Un intervento dietetico mirato, combinato con integratori di olio di pesce, potrebbe rallentare la crescita delle cellule tumorali negli uomini con cancro alla prostata in fase iniziale. È quanto emerge dallo studio CAPFISH-3, presentato al Simposio sui Tumori Genitourinari dell’American Society of Clinical Oncology (ASCO) del 2025. I risultati, seppur preliminari, aprono nuove prospettive sull’importanza della nutrizione nella gestione della malattia.

Lo studio di fase 2, condotto da William Aronson dell’Università della California (UCLA), ha coinvolto 100 uomini con carcinoma prostatico di grado 1/2 in sorveglianza attiva, un approccio che monitora la malattia senza trattamenti invasivi immediati. I partecipanti sono stati randomizzati in due gruppi: uno ha seguito una dieta povera di acidi grassi omega-6 (presenti in cibi fritti e processati) e ricca di omega-3 (come salmone e tonno), integrata con 2,2 g al giorno di olio di pesce; l’altro ha mantenuto la propria alimentazione abituale. L’obiettivo era valutare l’impatto sul biomarcatore Ki-67, indicatore di proliferazione cellulare e prognosi tumorale.

Dopo un anno, nel gruppo con dieta specifica si è osservata una riduzione del 15% dell’indice Ki-67, contro un aumento del 24% nel gruppo di controllo, con una differenza statisticamente significativa (p=0.043). Questo suggerisce un potenziale effetto protettivo contro la progressione del cancro. Sono emersi anche benefici collaterali, come la diminuzione dei trigliceridi e del fattore stimolante le colonie di macrofagi (associato alle metastasi), mentre parametri come volume tumorale, PSA e punteggio Decipher 22 non hanno mostrato variazioni.

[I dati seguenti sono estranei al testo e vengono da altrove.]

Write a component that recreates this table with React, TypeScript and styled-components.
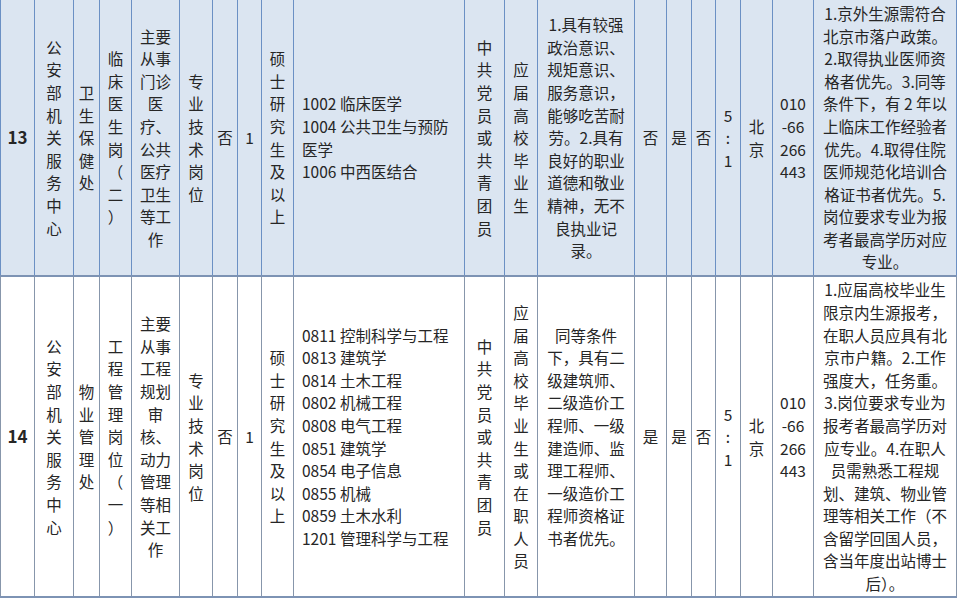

Bradley Alexander McGregor del Dana-Farber Cancer Institute, pur definendo i dati “intriganti”, sottolinea la necessità di studi più ampi e a lungo termine: “L’intervento è stato aggressivo, richiedendo cambiamenti dietetici rigorosi e integrazione. I pazienti devono essere altamente motivati”. Quattro partecipanti hanno abbandonato lo studio per effetti gastrointestinali (diarrea, nausea), evidenziando l’importanza di valutare la tollerabilità in futuri trial.

Le evidenze scientifiche suggeriscono che gli omega-3 inibiscano i macrofagi M2, coinvolti nelle metastasi, mentre gli omega-6 possano accelerare la crescita tumorale. “Questo studio rafforza l’ipotesi che modificare il profilo lipidico alimentare possa influenzare la biologia del cancro”, spiega Aronson, auspicando sperimentazioni di fase 3.

Sebbene i risultati siano incoraggianti, gli esperti concordano: non è ancora il momento di raccomandare questa dieta a tutti i pazienti. Tuttavia, per uomini altamente motivati in sorveglianza attiva, l’approccio potrebbe essere considerato dopo un’attenta discussione su benefici attesi, limiti dei dati e possibili effetti collaterali. La strada per trasformare l’alimentazione in terapia oncologica è ancora lunga, ma studi come CAPFISH-3 accendono un faro su un futuro in cui dieta e scienza collaborano per combattere il cancro.